A 300-year-old violin, reputed to have been played on the Oscar-winning “Wizard of Oz” score, will go on the auction block next month and could fetch as much as $20 million.
The rare Stradivarius belonged to Odessa-born Toscha Seidel, widely considered one of the greatest violinists of the 20th century, famed for his rich tone and emotional intensity.
Estimates are that the violin could bring between $16 million and $20 million at auction, partly because of its excellent condition and partly because of its history. There are about 600 Stradivarius violins in existence worldwide; the highest price paid for a Strad was $15.9 million in 2011, so the Seidel instrument could mark a new world record.
Seidel made his American debut at New York’s Carnegie Hall in 1918 and toured the U.S., Europe and Australia throughout the 1920s. He was a frequent performer on New York-based CBS Radio in the early 1930s but moved to California in 1938 to pursue more lucrative movie studio work.
His best-known film work was in 1939’s “Intermezzo,” which starred Leslie Howard as a violinist who falls in love with his accompanist, played by Ingrid Bergman. Seidel played the violin solos heard throughout the soundtrack. He is also known to have performed on “The Great Waltz,” “Balalaika” and “Melody for Three,” music-themed films from the 1938-41 period.
As for the beloved Judy Garland film: “There is some glorious solo violin work in the underscoring,” reports John Fricke, author of “The Wonderful World of Oz” and foremost historian of the MGM classic, although he was unable to confirm that Seidel was the violin soloist in Herbert Stothart’s Oscar-winning score.
It is possible, perhaps even likely, as Seidel is known to have been placed under MGM contract in February 1939 and most of the “Oz” score was recorded in May 1939.

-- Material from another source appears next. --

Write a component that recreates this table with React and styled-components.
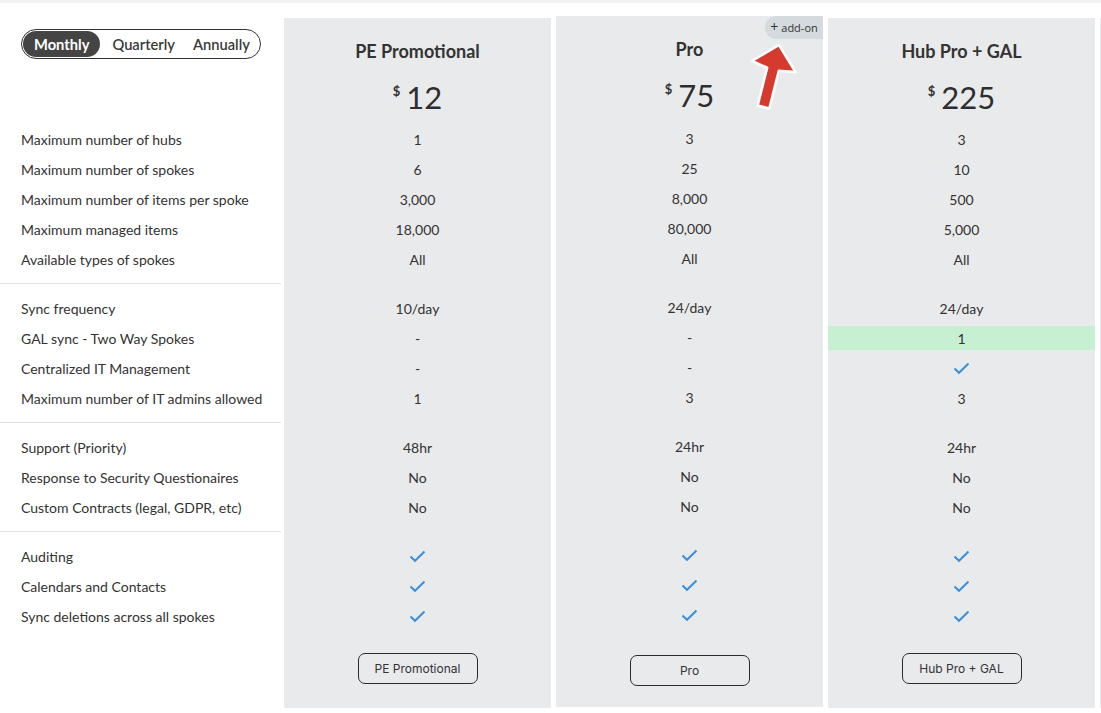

In any case, Seidel played his Stradivarius for nearly four decades and it has been more than 15 years since any instrument from Antonio Stradivari’s so-called Golden Period has been offered at auction. This one, crafted in Italy in 1714 and nicknamed “da Vinci,” made front-page headlines in The New York Times when it was acquired by Seidel for $25,000 in 1924.
Seidel also gave violin lessons to renowned physicist Albert Einstein; together, they later played a Bach double violin concerto at a fundraiser for German-Jewish scientists fleeing the Nazis.
“It is our tremendous pleasure to present this instrument, whose exquisite voice still speaks to us through many classical recordings and film scores performed by the incomparable Toscha Seidel,” said Carlos Tome, director at Tarisio, which will auction the violin on June 9. “We can only imagine the thrill that this instrument has generated for countless musicians and audiences over the centuries.”
Tarisio will exhibit Seidel’s violin in London, Berlin, Beijing, Shanghai, Hong Kong and New York between now and auction day.